Différents types de prélude

Howard Ferguson propose, avec pertinence, de distinguer 3 types de préludes : le prélude qui a une suite spécifique, c'est-à-dire intégrée dans un ensemble où il prélude à une autre pièce particulière (premier type) ; le prélude unattached, c'est-à-dire destiné à introduire toute pièce de même tonalité pour le même instrument ­ il est publié par recueils de plusieurs préludes et constitue le second type (les Préludes de choral, dans l'Église protestante, destinés à introduire le chant d'un choral en le paraphrasant, seraient une forme particulière de prélude unattached) ; et enfin, le prélude tout à fait indépendant, comme les préludes pianistiques de Chopin, Debussy, etc.

   La littérature musicale du XVIe et du XVIIe siècle proposait de très nombreux préludes des deux premiers types, parfois sous le titre d'intonazione, de toccata, d'intrada, de ricercare, etc. On en trouve dans les Fiori musicali, pour orgue, de Frescobaldi (1635), dans le Fitzwilliam Virginal Book (1609-1619). Mais les premiers préludes notés sont apparus au début du XVe siècle (tablature d'orgue d'Adam Ileborgh, 1448), et, auparavant, ils étaient pratiqués couramment par les instrumentistes sans être notés (cf. chansons polyphoniques de la Renaissance).

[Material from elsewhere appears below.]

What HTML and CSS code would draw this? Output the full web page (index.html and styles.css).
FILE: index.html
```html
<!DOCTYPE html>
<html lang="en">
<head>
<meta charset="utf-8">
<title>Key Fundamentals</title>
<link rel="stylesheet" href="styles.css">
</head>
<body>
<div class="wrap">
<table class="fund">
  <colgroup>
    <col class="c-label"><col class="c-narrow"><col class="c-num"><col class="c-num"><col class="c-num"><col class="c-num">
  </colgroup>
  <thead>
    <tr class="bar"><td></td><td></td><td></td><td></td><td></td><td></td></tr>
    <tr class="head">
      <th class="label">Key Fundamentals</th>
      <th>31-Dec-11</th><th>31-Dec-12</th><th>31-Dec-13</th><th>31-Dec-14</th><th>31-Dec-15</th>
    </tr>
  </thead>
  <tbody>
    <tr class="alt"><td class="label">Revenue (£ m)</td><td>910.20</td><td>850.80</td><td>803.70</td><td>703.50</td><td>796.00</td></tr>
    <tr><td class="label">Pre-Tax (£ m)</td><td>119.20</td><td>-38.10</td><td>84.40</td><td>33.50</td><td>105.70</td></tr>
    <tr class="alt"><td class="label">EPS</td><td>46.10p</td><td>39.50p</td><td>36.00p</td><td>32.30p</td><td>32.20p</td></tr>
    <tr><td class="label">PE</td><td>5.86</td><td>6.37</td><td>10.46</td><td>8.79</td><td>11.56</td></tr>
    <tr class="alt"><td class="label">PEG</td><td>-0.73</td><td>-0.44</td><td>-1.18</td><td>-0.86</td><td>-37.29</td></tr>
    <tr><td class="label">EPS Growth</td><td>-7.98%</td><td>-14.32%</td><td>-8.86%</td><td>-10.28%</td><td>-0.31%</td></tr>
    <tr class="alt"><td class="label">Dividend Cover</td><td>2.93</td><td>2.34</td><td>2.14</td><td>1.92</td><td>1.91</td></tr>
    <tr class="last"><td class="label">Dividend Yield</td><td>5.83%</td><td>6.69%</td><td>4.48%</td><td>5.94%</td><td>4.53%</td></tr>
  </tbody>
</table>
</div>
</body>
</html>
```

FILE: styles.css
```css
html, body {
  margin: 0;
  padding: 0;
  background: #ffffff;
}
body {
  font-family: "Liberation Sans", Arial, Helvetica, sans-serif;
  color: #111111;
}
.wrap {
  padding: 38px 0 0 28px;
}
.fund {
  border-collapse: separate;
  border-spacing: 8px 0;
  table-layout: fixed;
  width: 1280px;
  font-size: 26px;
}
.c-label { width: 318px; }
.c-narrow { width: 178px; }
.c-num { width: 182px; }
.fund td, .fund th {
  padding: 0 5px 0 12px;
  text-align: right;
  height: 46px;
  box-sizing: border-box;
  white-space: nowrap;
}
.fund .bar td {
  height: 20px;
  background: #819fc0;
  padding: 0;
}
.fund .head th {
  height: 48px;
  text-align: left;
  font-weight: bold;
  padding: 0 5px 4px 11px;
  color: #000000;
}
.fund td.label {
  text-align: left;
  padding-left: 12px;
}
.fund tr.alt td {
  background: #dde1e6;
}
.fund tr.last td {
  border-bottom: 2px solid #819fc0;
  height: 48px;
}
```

   Le prélude non mesuré, à la française, où ne sont notées que les notes de base de l'improvisation, en rondes sans barre de mesure, témoigne de cet état primitif : il serait né chez les luthistes, dont l'instrument nécessite un long accord, et la vérification de cet accord en faisant courir les doigts librement sur les cordes. Les premiers préludes non mesurés pour luth datent de 1630 environ. On en trouve, par la suite, pour la viole et, surtout, pour le clavecin, chez Louis Couperin, D'Anglebert, Nicolas Lebègue, Louis Marchand. Leur style est souvent proche de la « toccata », ou bien du « tombeau » en hommage à des sommités disparues. Leur partition se présente comme un canevas de notes « flottantes » (aucune durée n'étant marquée), qu'il s'agit d'arpéger, d'ornementer, de relier, de rythmer, d'harmoniser librement, dans un rythme non pulsé (ce caractère non pulsé du prélude non mesuré, comme dans l'alap indien, est à relever).

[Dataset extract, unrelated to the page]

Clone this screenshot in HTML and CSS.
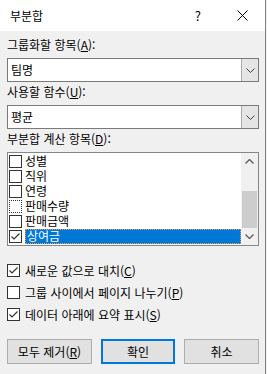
FILE: index.html
```html
<!DOCTYPE html>
<html lang="ko">
<head>
    <meta charset="UTF-8">
    <title>부분합</title>
    <link rel="stylesheet" href="styles.css">
</head>
<body>
    <div class="dialog">
        <!-- Title bar -->
        <div class="titlebar">
            <span class="title">부분합</span>
            <span class="help">?</span>
            <svg class="close" width="11" height="11" viewBox="0 0 11 11">
                <path d="M0.5 0.5 L10.5 10.5 M10.5 0.5 L0.5 10.5" stroke="#000" stroke-width="1" fill="none"/>
            </svg>
        </div>

        <div class="content">
            <div class="label first">그룹화할 항목(<u>A</u>):</div>
            <div class="combo">
                <span class="combo-text">팀명</span>
                <span class="combo-btn">
                    <svg width="9" height="5" viewBox="0 0 9 5"><path d="M0.5 0.5 L4.5 4.5 L8.5 0.5" stroke="#404040" fill="none"/></svg>
                </span>
            </div>

            <div class="label">사용할 함수(<u>U</u>):</div>
            <div class="combo">
                <span class="combo-text">평균</span>
                <span class="combo-btn">
                    <svg width="9" height="5" viewBox="0 0 9 5"><path d="M0.5 0.5 L4.5 4.5 L8.5 0.5" stroke="#404040" fill="none"/></svg>
                </span>
            </div>

            <div class="label">부분합 계산 항목(<u>D</u>):</div>
            <div class="listbox">
                <ul class="items">
                    <li><span class="box"></span><span class="item-text">성별</span></li>
                    <li><span class="box"></span><span class="item-text">직위</span></li>
                    <li><span class="box"></span><span class="item-text">연령</span></li>
                    <li><span class="box dotted"></span><span class="item-text">판매수량</span></li>
                    <li><span class="box"></span><span class="item-text">판매금액</span></li>
                    <li class="selected">
                        <span class="box">
                            <svg width="11" height="11" viewBox="0 0 11 11"><path d="M1.5 5.5 L4 8 L9.5 2.5" stroke="#333" stroke-width="1.2" fill="none"/></svg>
                        </span>
                        <span class="item-text sel-text">상여금</span>
                    </li>
                </ul>
                <div class="scrollbar">
                    <span class="arrow">
                        <svg width="9" height="5" viewBox="0 0 9 5"><path d="M0.5 4.5 L4.5 0.5 L8.5 4.5" stroke="#606060" stroke-width="1.4" fill="none"/></svg>
                    </span>
                    <div class="track"><div class="thumb"></div></div>
                    <span class="arrow">
                        <svg width="9" height="5" viewBox="0 0 9 5"><path d="M0.5 0.5 L4.5 4.5 L8.5 0.5" stroke="#606060" stroke-width="1.4" fill="none"/></svg>
                    </span>
                </div>
            </div>

            <div class="options">
                <label class="option">
                    <span class="box">
                        <svg width="11" height="11" viewBox="0 0 11 11"><path d="M1.5 5.5 L4 8 L9.5 2.5" stroke="#333" stroke-width="1.2" fill="none"/></svg>
                    </span>
                    <span>새로운 값으로 대치(<u>C</u>)</span>
                </label>
                <label class="option">
                    <span class="box"></span>
                    <span>그룹 사이에서 페이지 나누기(<u>P</u>)</span>
                </label>
                <label class="option">
                    <span class="box">
                        <svg width="11" height="11" viewBox="0 0 11 11"><path d="M1.5 5.5 L4 8 L9.5 2.5" stroke="#333" stroke-width="1.2" fill="none"/></svg>
                    </span>
                    <span>데이터 아래에 요약 표시(<u>S</u>)</span>
                </label>
            </div>

            <div class="buttons">
                <button class="btn">모두 제거(<u>R</u>)</button>
                <button class="btn default">확인</button>
                <button class="btn">취소</button>
            </div>
        </div>
    </div>
</body>
</html>
```

FILE: styles.css
```css
body {
    margin: 0;
    padding: 0;
    background: #f0f0f0;
    font-family: "Noto Sans CJK KR", "Noto Sans", sans-serif;
    font-size: 12px;
    color: #000;
}

u {
    text-decoration-thickness: 1px;
    text-underline-offset: 1px;
}

.dialog {
    width: 265px;
    height: 374px;
    border-right: 1px solid #808080;
    background: #f0f0f0;
}

/* Title bar */
.titlebar {
    height: 31px;
    background: #fff;
    display: flex;
    align-items: center;
    padding-left: 10px;
}

.title {
    flex: 1;
}

.help {
    font-size: 13px;
    margin-right: 36px;
}

.close {
    margin-right: 17px;
}

/* Body */
.content {
    padding: 0 6px 0 7px;
}

.label {
    height: 16px;
    line-height: 16px;
    margin: 2px 0 5px;
}

.label.first {
    margin-top: 6px;
}

.combo {
    height: 22px;
    border: 1px solid #7a7a7a;
    background: #fff;
    display: flex;
}

.combo-text {
    flex: 1;
    line-height: 22px;
    padding-left: 3px;
}

.combo-btn {
    width: 16px;
    background: #e5e5e5;
    border-left: 1px solid #acacac;
    display: flex;
    align-items: center;
    justify-content: center;
}

/* List box */
.listbox {
    height: 92px;
    border: 1px solid #828790;
    background: #fff;
    display: flex;
}

.items {
    flex: 1;
    list-style: none;
    margin: 0;
    padding: 1px 0 0 1px;
}

.items li {
    height: 15px;
    display: flex;
    align-items: center;
    gap: 3px;
}

.item-text {
    height: 15px;
    line-height: 14px;
}

.box {
    width: 11px;
    height: 11px;
    border: 1px solid #333;
    background: #fff;
    display: inline-flex;
    flex-shrink: 0;
}

.box.dotted {
    border-style: dotted;
}

.sel-text {
    flex: 1;
    background: #0078d7;
    color: #fff;
    padding-left: 1px;
    box-sizing: border-box;
    border: 1px dotted #f0a040;
    line-height: 12px;
}

.scrollbar {
    width: 17px;
    background: #f0f0f0;
    display: flex;
    flex-direction: column;
}

.arrow {
    height: 17px;
    display: flex;
    align-items: center;
    justify-content: center;
}

.track {
    flex: 1;
    display: flex;
    flex-direction: column;
    justify-content: flex-end;
}

.thumb {
    height: 37px;
    margin: 0 1px;
    background: #cdcdcd;
}

/* Options */
.options {
    margin-top: 16px;
    display: flex;
    flex-direction: column;
    gap: 6px;
}

.option {
    height: 16px;
    display: flex;
    align-items: center;
    gap: 5px;
}

/* Buttons */
.buttons {
    margin-top: 17px;
    display: flex;
    justify-content: space-between;
}

.btn {
    width: 85px;
    height: 25px;
    padding: 0;
    font-family: inherit;
    font-size: 12px;
    background: #e1e1e1;
    border: 1px solid #adadad;
    color: #000;
}

.btn.default {
    width: 74px;
    border: 2px solid #0078d7;
}

.btn:last-child {
    width: 75px;
}
```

   Au XVIIe siècle, et dans la première moitié du XVIIIe siècle, c'est le prélude du premier type qui prédomine, servant à introduire une fugue, ou une suite de danses. Chez Bach, les Suites anglaises se distinguent des Suites françaises par la présence d'un prélude avant les danses proprement dites. Dietrich Buxtehude contribue à développer le genre prélude et fugue, que Jean-Sébastien Bach va porter à son apogée (notamment avec les 48 préludes et fugues du Clavier bien tempéré). La musique occidentale a connu peu de formes aussi expressives dans leur concision et leur juxtaposition brutale que les préludes et fugues de Bach.

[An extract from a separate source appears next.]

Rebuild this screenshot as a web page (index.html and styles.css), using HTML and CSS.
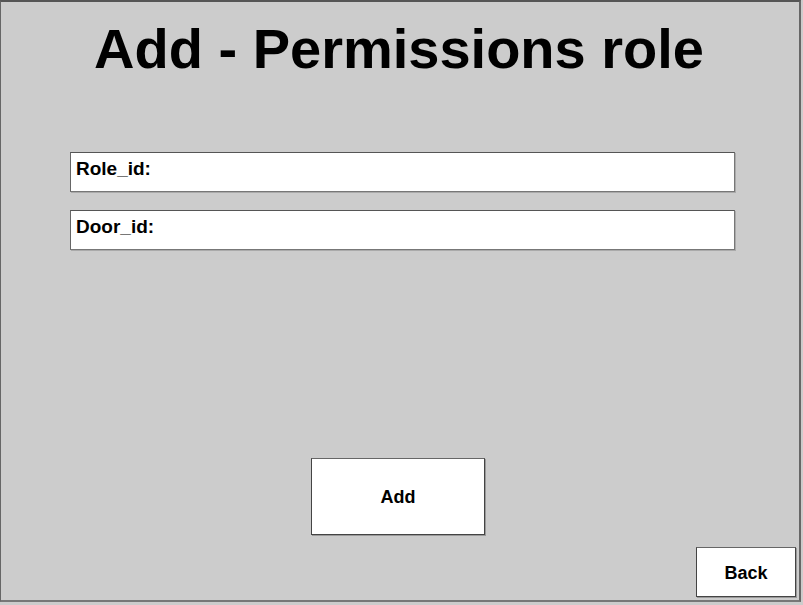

   Le XVIIIe siècle « galant » ayant généralement délaissé la fugue (sauf dans quelques œuvres isolées), on voit réapparaître le couple prélude et fugue surtout au XIXe siècle, mais déjà dans une optique néoclassique, en référence à Bach ­ père de la musique ­, ainsi en est-il des 6 Préludes et fugues op. 35 de Mendelssohn (1832-1837), de la Fantaisie et fugue de Liszt sur les lettres B, A, C, H, des 2 Préludes et fugues de Brahms pour orgue (1856-57), ou du Prélude, choral et fugue, pour piano, de César Franck (1884). C'est au XIXe siècle que le prélude devient un genre plus spécifiquement pianistique : le prélude du second type (unattached) s'est perpétué avec les 50 Préludes op. 73 de Moscheles, écrits en 1827, et qui affichent un propos pédagogique, tout en cherchant, à l'instar du Clavier bien tempéré, à épuiser toutes les tonalités. Cette formule, inspirée de Bach, d'un cahier de 24 préludes parcourant tous les tons majeurs et mineurs et cherchant plus ou moins à exprimer un ethos, un climat propre à chaque ton, sera reprise dans l'op. 67 de Johann Nepomuk Hummel (1814-15), puis illustrée par Frédéric Chopin (24 Préludes op. 28, 1836-1839), Stephen Heller (op. 81, 1853), Charles-Valentin Alkan (op. 31, 1847), César Cui (op. 64, 1903), Ferrucio Busoni (op. 37, 1879-80), etc. Il s'agit alors de préludes indépendants, du troisième type : le prélude a coupé le cordon ombilical avec sa fonction primitive d'introduction.